Sweetwater Branch is also listed as impaired for fecal coliform because higher than normal levels of fecal matter have been found in water samples. Possible sources include both domestic and wild animal waste, leakage from sanitary sewer lines, faulty private sewer connections and failing septic tanks. Routine inspections of septic tanks every three years can ensure they are working properly and not leaking into the environment. These inspections are offered by members of the Gainesville Clean Water Partnership. Residents can also help by picking up and disposing of their pet’s waste in a trash can.

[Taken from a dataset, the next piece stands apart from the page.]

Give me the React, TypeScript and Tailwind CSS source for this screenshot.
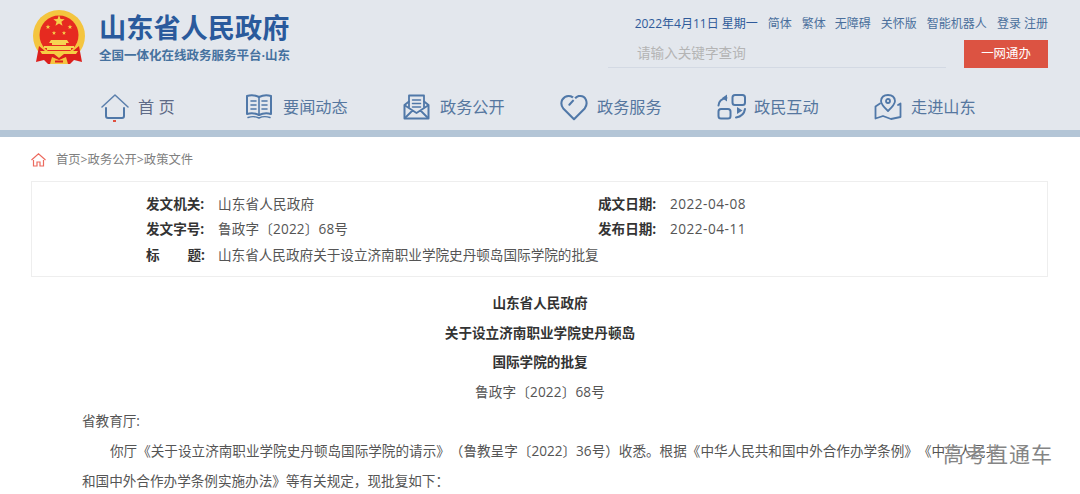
import React from "react";

const font = { fontFamily: '"Open Sans","Noto Sans CJK SC",sans-serif' };

function Star({ x, y, r }: { x: number; y: number; r: number }) {
  const pts = Array.from({ length: 10 }, (_, i) => {
    const a = -Math.PI / 2 + (i * Math.PI) / 5;
    const d = i % 2 === 0 ? r : r * 0.42;
    return `${x + d * Math.cos(a)},${y + d * Math.sin(a)}`;
  }).join(" ");
  return <polygon points={pts} fill="#f6d04a" />;
}

function Emblem() {
  return (
    <svg width="52" height="55" viewBox="0 0 52 55" className="shrink-0">
      <circle cx="26" cy="26" r="26" fill="#f4c53f" />
      <circle cx="26" cy="25" r="19.500" fill="#e62a20" />
      <path d="M6 36 L3 52 L11 50 L15 54 L37 54 L41 50 L49 52 L46 36 L40 41 H12 Z" fill="#dc1f1c" />
      <Star x={26} y={11} r={6} />
      <Star x={15} y={17} r={2.500} />
      <Star x={37} y={17} r={2.500} />
      <Star x={21} y={23} r={2.200} />
      <Star x={31} y={23} r={2.200} />
      <path d="M18 30 H34 L36 33 H16 Z M19 33 H33 V35 H19 Z M11 36 H41 V38 H11 Z M14 38 H38 V40 H14 Z" fill="#f6d452" />
      <path d="M7 41 H45 L43 44 H31 L26 48 L21 44 H9 Z" fill="#f6cd44" />
      <path d="M19 47 L26 50 L33 47 L35 54 H17 Z" fill="#f4c53f" />
      <path d="M22 50.500 H30 V52.500 H22 Z" fill="#dc1f1c" />
    </svg>
  );
}

const stroke = {
  fill: "none",
  stroke: "#5078a8",
  strokeWidth: 2,
  strokeLinecap: "round" as const,
  strokeLinejoin: "round" as const,
};

function HomeIcon() {
  return (
    <svg width="28" height="26" viewBox="0 0 28 26">
      <path d="M1 13 L14 1 L27 13" {...stroke} stroke="#5b7fac" strokeWidth={1.5} />
      <path d="M5 14 V22 Q5 24 7 24 H21 Q23 24 23 22 V14" {...stroke} />
    </svg>
  );
}
function BookIcon() {
  return (
    <svg width="26" height="26" viewBox="0 0 26 26" className="translate-y-[-1px]">
      <path d="M1 3 Q7 1 13 4 Q19 1 25 3 V21 Q19 19 13 22 Q7 19 1 21 Z" {...stroke} />
      <path d="M13 4 V22 M5 8 H10 M5 12 H10 M5 16 H10 M16 8 H21 M16 12 H21 M16 16 H21" {...stroke} strokeWidth={1.600} />
      <path d="M2 24.500 Q8 22.500 13 25 Q18 22.500 24 24.500" {...stroke} strokeWidth={1.400} />
    </svg>
  );
}
function MailIcon() {
  return (
    <svg width="27" height="26" viewBox="0 0 27 26">
      <path d="M1.500 11 V24.500 H25.500 V11 L21 7.500 M1.500 11 L6 7.500" {...stroke} />
      <path d="M6 13 V1.500 H21 V13" {...stroke} strokeWidth={1.800} />
      <path d="M9.500 6 H17.500 M9.500 9.500 H17.500 M9.500 13 H17.500" {...stroke} strokeWidth={1.500} />
      <path d="M2 11.500 L13.500 19 L25 11.500 M2 24 L9.500 16.500 M25 24 L17.500 16.500" {...stroke} strokeWidth={1.800} />
    </svg>
  );
}
function HeartIcon() {
  return (
    <svg width="28" height="27" viewBox="0 0 30 28">
      <path d="M15 26.500 L3.500 15 Q0 10.500 2.500 5.500 Q6 0.500 11.500 2 Q14 3 15.500 5 Q17.500 2.500 20 1.800 Q25.500 0.800 27.700 5.500 Q29.800 10.500 26.500 15 Z" {...stroke} strokeWidth={2.200} />
      <path d="M15.500 5 L10 11" {...stroke} strokeWidth={2.200} />
      <path d="M13.800 3.500 L16.800 6.500" stroke="#e3e7ed" strokeWidth={2.600} fill="none" />
    </svg>
  );
}
function SwapIcon() {
  return (
    <svg width="30" height="26" viewBox="0 0 30 26">
      <rect x="15.500" y="1" width="12.500" height="10" rx="2.500" {...stroke} />
      <rect x="1.500" y="15" width="12" height="9.500" rx="2.500" {...stroke} />
      <path d="M1.500 11.500 Q2 5 9.500 4" {...stroke} />
      <path d="M10 0.500 V7.500 L5 4 Z" fill="#5078a8" />
      <path d="M28 15 Q27 22 19 23.500" {...stroke} />
      <path d="M20 20 V13 L25.500 16.500 Z" fill="#5078a8" />
    </svg>
  );
}
function MapIcon() {
  return (
    <svg width="28" height="26" viewBox="0 0 28 26">
      <path d="M14 17 Q7 10.500 7 7 Q7.500 1 14 1 Q20.500 1 21 7 Q21 10.500 14 17 Z" {...stroke} strokeWidth={1.800} />
      <circle cx="14" cy="7" r="2" {...stroke} strokeWidth={1.800} />
      <path d="M6 9.500 L1.500 12.500 V24.500 L9 22 L17 25 L26.500 23 V9.500 L24 11" {...stroke} strokeWidth={1.800} />
    </svg>
  );
}

const nav = [
  { label: "首 页", Icon: HomeIcon, width: "w-[145px]", active: true },
  { label: "要闻动态", Icon: BookIcon, width: "w-[157px]", active: false },
  { label: "政务公开", Icon: MailIcon, width: "w-[157px]", active: false },
  { label: "政务服务", Icon: HeartIcon, width: "w-[157px]", active: false },
  { label: "政民互动", Icon: SwapIcon, width: "w-[157px]", active: false },
  { label: "走进山东", Icon: MapIcon, width: "w-[157px]", active: false },
];

function Meta({ label, value, digits }: { label: string; value: string; digits?: boolean }) {
  return (
    <div className="flex h-[25.500px] items-center">
      <span className="w-[72px] font-bold text-[#333]">{label}</span>
      <span className={digits ? "tracking-[0.5px] text-[#555]" : "tracking-[0.16px] text-[#555] [text-spacing-trim:space-all]"}>{value}</span>
    </div>
  );
}

export default function App() {
  return (
    <div style={font} className="relative h-[494px] w-[1080px] overflow-hidden bg-white text-[13.600px] text-[#555]">
      <header className="h-[137px] border-b-[7px] border-[#b3c5d6] bg-[#e3e7ed]">
        <div className="flex h-[90px] justify-between px-[32px]">
          <div className="flex pt-[10px]">
            <div className="ml-[1px]"><Emblem /></div>
            <div className="ml-[14px]">
              <div className="text-[27.200px] leading-[36px] font-bold text-[#2a5a9c]">山东省人民政府</div>
              <div className="mt-[2px] text-[12.500px] leading-[16px] font-bold text-[#45719f]">全国一体化在线政务服务平台·山东</div>
            </div>
          </div>
          <div className="w-[440px] pt-[15px]">
            <div className="flex justify-end gap-[10px] text-[12px] leading-[18px] text-[#4a6f9c]">
              <span className="text-[#2f5a9a]">2022年4月11日 星期一</span>
              <span>简体</span>
              <span className="-mr-[1px]">繁体</span>
              <span>无障碍</span>
              <span>关怀版</span>
              <span>智能机器人</span>
              <span>登录 注册</span>
            </div>
            <div className="mt-[7px] flex items-start justify-between">
              <div className="mt-[2px] h-[26px] w-[338px] border-b border-[#d3d9e3] pl-[29px] pt-[1px] text-[13.600px] leading-[20px] text-[#b4b4b4]">
                请输入关键字查询
              </div>
              <div className="flex h-[28px] w-[84px] items-center justify-center bg-[#dc5342] text-[12.400px] text-white">一网通办</div>
            </div>
          </div>
        </div>
        <nav className="flex h-[33px] pl-[101px] text-[16.200px]">
          {nav.map(({ label, Icon, width, active }) => (
            <div key={label} className={`relative flex h-[34px] items-center ${width}`}>
              <span className="flex w-[37px] shrink-0 items-center">
                <Icon />
              </span>
              <span className={active ? "text-[#5f6b87]" : "text-[#56779f]"}>{label}</span>
              {active && <span className="absolute left-[12px] top-[30px] h-[2px] w-[3px] bg-[#e0503f]" />}
            </div>
          ))}
        </nav>
      </header>

      <div className="flex h-[44px] items-center pl-[31px] pt-[2px] text-[12.300px] text-[#808080]">
        <svg width="15" height="14" viewBox="0 0 15 14" className="mr-[10px]">
          <path d="M0.500 7 L7.500 0.800 L14.500 7 M2.500 7 V13 H6 V9 H9 V13 H12.500 V7" fill="none" stroke="#ec6a5e" strokeWidth="1.200" />
        </svg>
        <span>首页&gt;政务公开&gt;政策文件</span>
      </div>

      <section className="ml-[31px] mr-[32px] h-[96px] border border-[#eeeeee] pl-[114px] pt-[9px]">
        <div className="grid grid-cols-[452px_1fr]">
          <Meta label="发文机关:" value="山东省人民政府" />
          <Meta label="成文日期:" value="2022-04-08" digits />
          <Meta label="发文字号:" value="鲁政字〔2022〕68号" />
          <Meta label="发布日期:" value="2022-04-11" digits />
          <div className="col-span-2">
            <div className="flex h-[25.500px] items-center">
              <span className="flex w-[59px] justify-between font-bold text-[#333]"><span>标</span><span>题:</span></span>
              <span className="ml-[13px] text-[#555]">山东省人民政府关于设立济南职业学院史丹顿岛国际学院的批复</span>
            </div>
          </div>
        </div>
      </section>

      <article className="pl-[82px] pr-[82px] pt-[11px] leading-[29.600px] text-[#555] [text-spacing-trim:space-all]">
        <div className="text-center font-bold text-[#333]">山东省人民政府</div>
        <div className="text-center font-bold text-[#333]">关于设立济南职业学院史丹顿岛</div>
        <div className="text-center font-bold text-[#333]">国际学院的批复</div>
        <div className="text-center tracking-[0.16px]">鲁政字〔2022〕68号</div>
        <p>省教育厅:</p>
        <p className="-mr-[8px] indent-[28px]">
          你厅《关于设立济南职业学院史丹顿岛国际学院的请示》（鲁教呈字〔2022〕36号）收悉。根据《中华人民共和国中外合作办学条例》《中华人民共和国中外合作办学条例实施办法》等有关规定，现批复如下：
        </p>
      </article>

      <div className="absolute left-[943px] top-[440px] text-[21px] leading-[28px] tracking-[1px] text-[#858585] [text-shadow:0_0_2px_#ffffff]">
        高考直通车
      </div>
    </div>
  );
}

Biological surveys of Sweetwater Branch in warmer months of 2001 and 2009 indicate that the stream population of benthic macroinvertebrates was not healthy, but a survey in winter of 2012 shows a healthy population. Warm water temperatures of summer are likely affecting the populations. For more information on water quality, download the Sweetwater Branch Fact Sheet here.
Plan A Visit
Studies show that interacting with nature improves our health, behavior and attitude; and for children their mental and physical development. So go out, look, listen and create your own experience! Sweetwater Park, 415 SE 2nd Ave., located behind Matheson Museum offers a botanical garden and playground. Depot Park (open in 2015), 200 SE Depot Avenue, offers walking trails and children’s areas in the heart of the city. For the wilder at heart, the 125-acre Sweetwater Preserve, 95 SE Williston Road, provides a buffer and wildlife corridor on the northern rim of Paynes Prairie. Paynes Prairie Preserve State Park’s La Chua Trail’s scenic 3-mile hike includes free-range wildlife (watch out for alligators!), a boardwalk, and a view straight into the Floridan aquifer. Visit Sweetwater Wetlands Park to see how the creek’s natural flow is being restored to improve water quality. The area includes 3.5 miles of trails among the ponds and wetlands on about 250 acres.
• Before development of the Gainesville Mall, the beginning of Sweetwater Branch Creek was located near what is now the Main Street Publix.
• It’s hard to imagine, but much of the area that is inhabited today by auto shops, gas stations and other paved areas and buildings was once the wetlands forming the origin of this creek. Now, nearly two-thirds of the creek’s urban watershed is covered with buildings and pavement.
• Sweetwater Branch empties into the Floridan aquifer through Alachua Sink, called “the drain of the prairie.” The Floridan provides drinking water to 80 percent of Florida’s residents. During periods of drought, flow into the prairie is sustained by Sweetwater Branch’s consistent flow.
• The Duck Pond was created for purposes of water collection in 1927. It was originally named Vidal’s Lake after its designer James H. Vidal.
• Total Nitrogen levels in the creek were more than cut in half between 2008 and 2011.
Most of the native songbirds of the Gainesville area, along with woodpeckers, red-tailed hawks, osprey, and barred owls can be spotted. Alligators, turkeys, and aquatic turtles are quite common as the stream approaches Paynes Prairie Preserve. Fish species such as the mosquitofish are abundant in most of the creek.
Macroinvertebrates (animals like insect larvae and even crustaceans that have no back bone and canbe seen by the naked eye) are important food sources for adult insects, fish, frogs, and birds. Improving stormwater flows in lower sections of Sweetwater Branch has increased macroinvertebrate diversity from 2001 to 2009.
Along the lower reaches of Sweetwater Branch, native box elder, water oak, pignut hickory, blue beech, sugarberry, and sweetgum trees abound. Beneath the trees, species like elderberry grow in places, but are also often pushed out by invasive exotic species like Mexican petunia, wild taro, and air potato. In the upper reaches of Sweetwater Branch aquatic vegetation such as exotic Hydrilla and native Sagittarria species are present.